Amid competing to be a top performer in macro real estate markets, there are certain traits that distinguish the good from the great. Many occupiers have been forced to adjust to market demands, specifically – new technology, the battle for talent, and slower economic growth – compelling investors to adjust to meet the needs of their tenants. Huge demand across global markets is the result.
Technology continues to influences our everyday lives more and more whether we are paying attention to it or not. Technology continues to mold the way in which we conduct business. Traditional businesses are having to adapt to the new methods to stay competitive. The ‘how?’, ‘why?’, and ‘where we work’ has been completely deconstructed taking on new meaning. In a recent McKinsey Global Survey, 71% of individuals believed that enhanced digital capabilities increased profitability. On the other hand companies resistant to change may face uncertain futures due to the magnitude of the digital disruption.
The work force has also seen a large disruption due to technology. In a survey of C-suite level executives 90% report that a retention among technology talent is a priority amongst the gamut of business challenges. To expound upon this, in the U.S.A.’s Council of Advisors on Science and Technology predicted by 2020 for there to be a shortage of 1 million technical professionals. Therefore, the battle for technical talent will continue to grow, according to statistics.
Recently, the International Monetary Fund (IMF) issued a global economic forecast called ‘Too slow for too long’. Although the IMF does not seem optimistic, there is always opportunity. Disruption through corporate response combined with slow economic growth is a breeding ground for ideas. On one side, stymied growth has forced businesses to become savvy in reducing operational costs and protecting margins. However, corporate confidence is low and acts as a brake on business investment. Many commentators are referring to this established reality as a ‘new normal’.
Global Cities are seeing increased levels of occupier mobility as disruptions continue and new geography of occupancy emerges. Foreign direct investment (FDI) has been steadily increasing since 2012 and provides strong evidence to support the globalization of occupier activity. As reported by, the Organization for Economic Co-operation and Development (OECD), global FDI flows were up 25% year-on-year in 2015 at around $1.7 trillion. Both financial and corporate restructuring contributed to this being the highest volume of flows since the beginnings of the financial crisis in 2006.

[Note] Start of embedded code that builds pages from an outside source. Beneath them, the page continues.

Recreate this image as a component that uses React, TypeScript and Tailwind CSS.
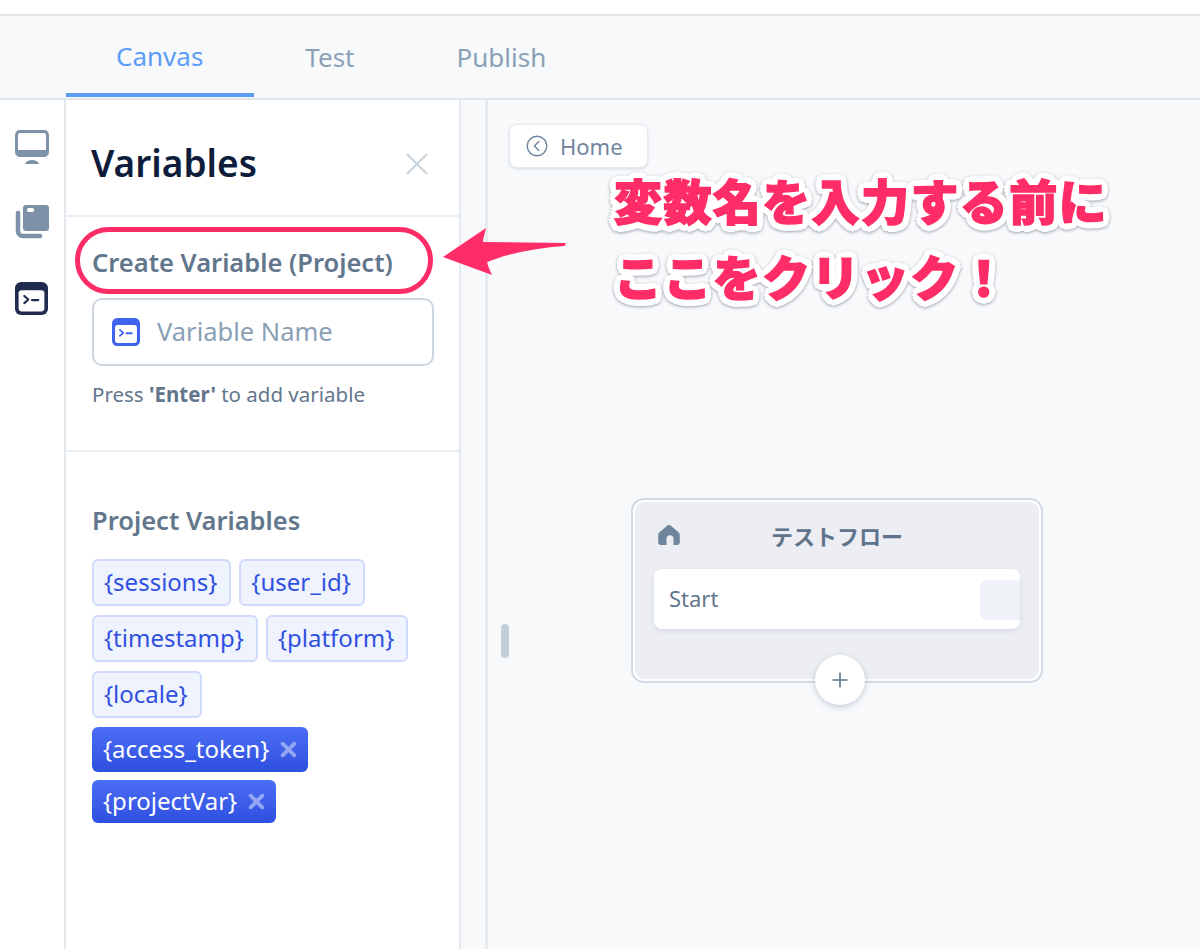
import { Plus } from "lucide-react";

const sans = "font-['Noto_Sans','Open_Sans',sans-serif]";

const plainVars = [
  ["{sessions}", "{user_id}"],
  ["{timestamp}", "{platform}"],
  ["{locale}"],
];

function TerminalIcon({ className }: { className: string }) {
  return (
    <svg viewBox="0 0 32 32" className={className}>
      <rect width="32" height="32" rx="6" fill="currentColor" />
      <rect x="3.5" y="8" width="25" height="20.5" rx="3" fill="#fff" />
      <path d="M9 13.5l4 3.5-4 3.5" fill="none" stroke="currentColor" strokeWidth="2" strokeLinecap="round" strokeLinejoin="round" />
      <path d="M16.5 17.5h6" stroke="currentColor" strokeWidth="2.2" strokeLinecap="round" />
    </svg>
  );
}

function Rail() {
  return (
    <div className="w-[66px] shrink-0 border-r-2 border-[#e3e9ef] bg-white flex flex-col items-start pl-[15px] pt-[30px]">
      <svg viewBox="0 0 34 36" className="w-[34px] h-[36px] text-[#7d92a9]">
        <rect x="1.5" y="1.5" width="31" height="24" rx="3.5" fill="none" stroke="currentColor" strokeWidth="3" />
        <path d="M1.5 20h31v3a4 4 0 0 1-4 4h-23a4 4 0 0 1-4-4z" fill="currentColor" />
        <path d="M10 34c1-3 4-4 7-4s6 1 7 4z" fill="currentColor" />
      </svg>
      <svg viewBox="0 0 34 34" className="w-[34px] h-[34px] mt-[39px] text-[#7d92a9]">
        <rect x="8" y="0" width="26" height="26" rx="3" fill="currentColor" />
        <rect x="12" y="3" width="7" height="4" rx="1.5" fill="#fff" />
        <path d="M3 8v18a5 5 0 0 0 5 5h17" fill="none" stroke="currentColor" strokeWidth="4.5" strokeLinecap="round" />
      </svg>
      <TerminalIcon className="w-[33px] h-[33px] mt-[43px] text-[#1f2c50]" />
    </div>
  );
}

function Chip({ label }: { label: string }) {
  return (
    <span className="h-[47px] pl-[10px] pr-[12px] pb-[1px] flex items-center rounded-[6px] border-2 border-[#d0dafb] bg-[#eff3fe] text-[#2f50e0] text-[24px] leading-none whitespace-nowrap">
      {label}
    </span>
  );
}

function ActiveChip({ label, h }: { label: string; h: string }) {
  return (
    <span className={`${h} pl-[11px] pr-[11px] pb-[1px] flex items-center gap-[11px] rounded-[6px] bg-gradient-to-b from-[#4c6ef5] to-[#2f4fdf] text-white text-[24px] leading-none whitespace-nowrap w-fit`}>
      {label}
      <svg viewBox="0 0 16 16" className="w-[17px] h-[17px] text-[#93a6f5]">
        <path d="M2.5 2.500l11 11M13.500 2.500l-11 11" stroke="currentColor" strokeWidth="3.6" strokeLinecap="round" />
      </svg>
    </span>
  );
}

function VariablesPanel() {
  return (
    <div className="w-[393px] shrink-0 bg-white flex flex-col">
      <div className="h-[117px] pt-[13px] border-b-2 border-[#e9eef3] flex items-center justify-between pl-[25px] pr-[31px]">
        <h1 className="text-[37px] leading-none font-semibold text-[#0f1d3c] pb-[3px]">Variables</h1>
        <svg viewBox="0 0 22 22" className="w-[22px] h-[22px] text-[#c6d3e0]">
          <path d="M1 1l20 20M21 1L1 21" stroke="currentColor" strokeWidth="2" />
        </svg>
      </div>

      <div className="h-[235px] border-b-2 border-[#e9eef3] pl-[26px] pr-[25px]">
        <h2 className="mt-[28px] text-[25.5px] leading-[34px] font-semibold text-[#62768c] whitespace-nowrap">
          Create Variable (Project)
        </h2>
        <div className="mt-[19px] h-[68px] rounded-[10px] border-2 border-[#cdd6e0] flex items-center pl-[18px] gap-[17px]">
          <TerminalIcon className="w-[28px] h-[28px] text-[#3f63ec]" />
          <span className="text-[25.5px] leading-none text-[#8a9fb5]">Variable Name</span>
        </div>
        <p className="mt-[14px] text-[20.5px] leading-[28px] text-[#62768c] whitespace-nowrap">
          Press <b className="font-bold">'Enter'</b> to add variable
        </p>
      </div>

      <div className="pl-[26px] pt-[51px]">
        <h2 className="text-[25.5px] leading-[34px] font-semibold text-[#62768c]">Project Variables</h2>
        <div className="mt-[22px] flex flex-col">
          {plainVars.map((row) => (
            <div key={row[0]} className="flex gap-[8px] mb-[9px]">
              {row.map((v) => (
                <Chip key={v} label={v} />
              ))}
            </div>
          ))}
          <ActiveChip label="{access_token}" h="h-[45px]" />
          <div className="h-[8px]" />
          <ActiveChip label="{projectVar}" h="h-[43px]" />
        </div>
      </div>
    </div>
  );
}

function Canvas() {
  return (
    <div className="flex-1 relative bg-[#f7f9fb]">
      <div className="absolute left-[21px] top-[24px] w-[139px] h-[44px] bg-white rounded-[8px] border border-[#e6ebf0] shadow-[0_1px_3px_rgba(120,140,165,0.25)] flex items-center pl-[16px] gap-[12px]">
        <svg viewBox="0 0 22 22" className="w-[22px] h-[22px] text-[#71869c]">
          <circle cx="11" cy="11" r="9.8" fill="none" stroke="currentColor" strokeWidth="1.4" />
          <path d="M12.8 6.5L8.4 11l4.4 4.5" fill="none" stroke="currentColor" strokeWidth="1.5" strokeLinecap="round" strokeLinejoin="round" />
        </svg>
        <span className="text-[22px] leading-none text-[#71869c]">Home</span>
      </div>

      <div className="absolute left-[143px] top-[398px] w-[412px] h-[185px] rounded-[13px] border-2 border-[#d3dbe6] bg-[#eceef3] shadow-[inset_0_0_0_2px_#fff]">
        <svg viewBox="0 0 22 20" className="absolute left-[25px] top-[25px] w-[22px] h-[20px] text-[#6f859c]">
          <path d="M11 0c.6 0 1.100.2 1.600.6l7.600 6.300c1 .9 1.600 2 1.600 3.300V17a3 3 0 0 1-3 3h-3.300v-6.300a3.500 3.500 0 0 0-7 0V20H3.200a3 3 0 0 1-3-3v-6.800c0-1.300.6-2.400 1.600-3.300L9.400.6C9.900.2 10.400 0 11 0z" fill="currentColor" />
        </svg>
        <div className="pt-[20px] text-center text-[22px] leading-[30px] font-bold text-[#5f738a] font-['Noto_Sans_CJK_JP',sans-serif]">
          テストフロー
        </div>
        <div className="absolute left-[21px] top-[69px] w-[366px] h-[60px] bg-white rounded-[8px] shadow-[0_2px_5px_rgba(120,140,165,0.2)] flex items-center pl-[15px] pb-[3px] overflow-hidden">
          <span className="text-[22px] leading-none text-[#62768c]">Start</span>
          <div className="absolute right-0 top-[11px] w-[40px] h-[40px] rounded-l-[8px] bg-[#eff2f6]" />
        </div>
        <div className="absolute left-[182px] top-[155px] w-[50px] h-[50px] rounded-full bg-white shadow-[0_2px_6px_rgba(120,140,165,0.4)] flex items-center justify-center">
          <Plus className="w-[24px] h-[24px] text-[#62768c]" strokeWidth={1.6} />
        </div>
      </div>
    </div>
  );
}

export default function App() {
  return (
    <div className={`${sans} relative h-[949px] w-[1200px] overflow-hidden bg-white flex flex-col`}>
      <div className="h-[16px] shrink-0 bg-white border-b-2 border-[#dfe6eb]" />

      <div className="h-[84px] shrink-0 bg-[#f7f9fb] border-b-2 border-[#dfe6ec] flex pl-[66px] text-[26px]">
        <div className="h-[81px] pl-[50px] pr-[51px] pt-[3px] flex items-center border-b-4 border-[#5b9cf5] text-[#5b9cf5]">Canvas</div>
        <div className="h-[82px] px-[51px] flex items-center text-[#8ba1b7]">Test</div>
        <div className="h-[82px] px-[51px] flex items-center text-[#8ba1b7]">Publish</div>
      </div>

      <div className="flex-1 flex min-h-0">
        <Rail />
        <VariablesPanel />
        <div className="w-[29px] shrink-0 bg-[#f7f9fb] border-l-2 border-[#e3e9ef] relative z-10">
          <div className="absolute right-0 top-0 bottom-0 w-[3px] bg-[#e6ebf0]" />
          <div className="absolute left-[40px] top-[524px] w-[8px] h-[34px] rounded-[4px] bg-[#c3ced9]" />
        </div>
        <Canvas />
      </div>

      {/* annotation layer */}
      <div className="absolute z-20 left-[75px] top-[227px] w-[358px] h-[67px] rounded-[34px] border-[5px] border-[#ff2d67]" />
      <svg viewBox="0 0 130 50" className="absolute z-20 left-[442px] top-[226px] w-[130px] h-[50px]">
        <path d="M1 31L44 2c-1 5-3 10-3 14l82 1c1 0 1 3-1 3-26 2-52 6-77 16 1 4 3 9 5 13z" fill="#ff2d67" />
      </svg>
      <div className="absolute z-20 left-[614px] top-[161px] font-['Noto_Sans_CJK_JP',sans-serif] font-black text-[48px] leading-[76px] tracking-[1.4px] text-[#ff2d67] [-webkit-text-stroke:1.5px_#ff2d67] [text-shadow:7px_0_#fff,-7px_0_#fff,0_7px_#fff,0_-7px_#fff,6px_3px_#fff,-6px_3px_#fff,6px_-3px_#fff,-6px_-3px_#fff,3px_6px_#fff,-3px_6px_#fff,3px_-6px_#fff,-3px_-6px_#fff,5px_5px_#fff,-5px_5px_#fff,5px_-5px_#fff,-5px_-5px_#fff,4px_0_#fff,-4px_0_#fff,0_4px_#fff,0_-4px_#fff,3px_3px_#fff,-3px_3px_#fff,3px_-3px_#fff,-3px_-3px_#fff] drop-shadow-[0_1px_1.5px_rgba(80,90,110,0.55)] whitespace-nowrap">
        <div>変数名を入力する前に</div>
        <div>ここをクリック！</div>
      </div>
    </div>
  );
}
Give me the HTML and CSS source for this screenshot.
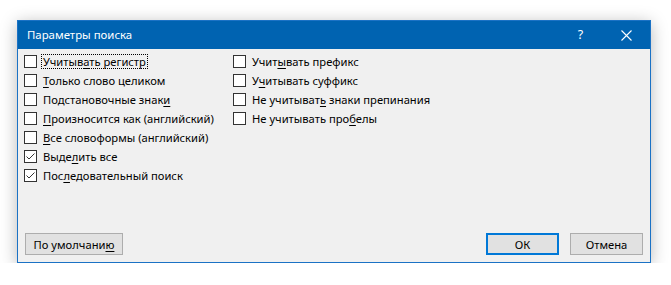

The traditional spatially fixed occupier is being questioned and redesigned to accommodate a nomadic type of worker. It is noted in Knight Frank, Global Cities, that “fragmentation of business processes ha[ve] led to the rapid rise of ‘shoring’. . . [and] relocated to locations that have clear labour or cost advantages.” Cities that have benefitted greatly from this are Bucharest, Manila, Shanghai, Warsaw and Bangalore. There is also anticipated growth in Trinidad & Tobago, Kenya and Peru.
Young vagabond workers are seeking a more flexible space in densely populated cities such as Berlin, Austin, London, Seoul, Tel Aviv, and San Francisco. These cities have prospered due to the strong digital demographic. An example of corporate leadership through future foresight can be observed in General Electric’s decision to relocate from Fairfield, Connecticut to Boston, Massachusetts. Their vitality as a company is contingent upon their success in the software innovation and finding tech talent. Another example is Amazon’s decision to move from Slough, in Berkshire to the Shoreditch tech cluster of London. Also noting this shift is Integrale Advisors’ Keith Knutsson, claiming “flexibility is the driving force today for choosing a dream workplace.”
Emerging in the background, there will continue to be an onset of robotics and Artificial Intelligence (AI) that will disrupt current market conditions and create new business processes. As these altering forces take root, new property and location choices will be essential. Dr. Lee Elliott, head of Commercial Research for Knight Frank, said it best, “as many age old businesses will testify, complacency never pays in a disruptive environment.”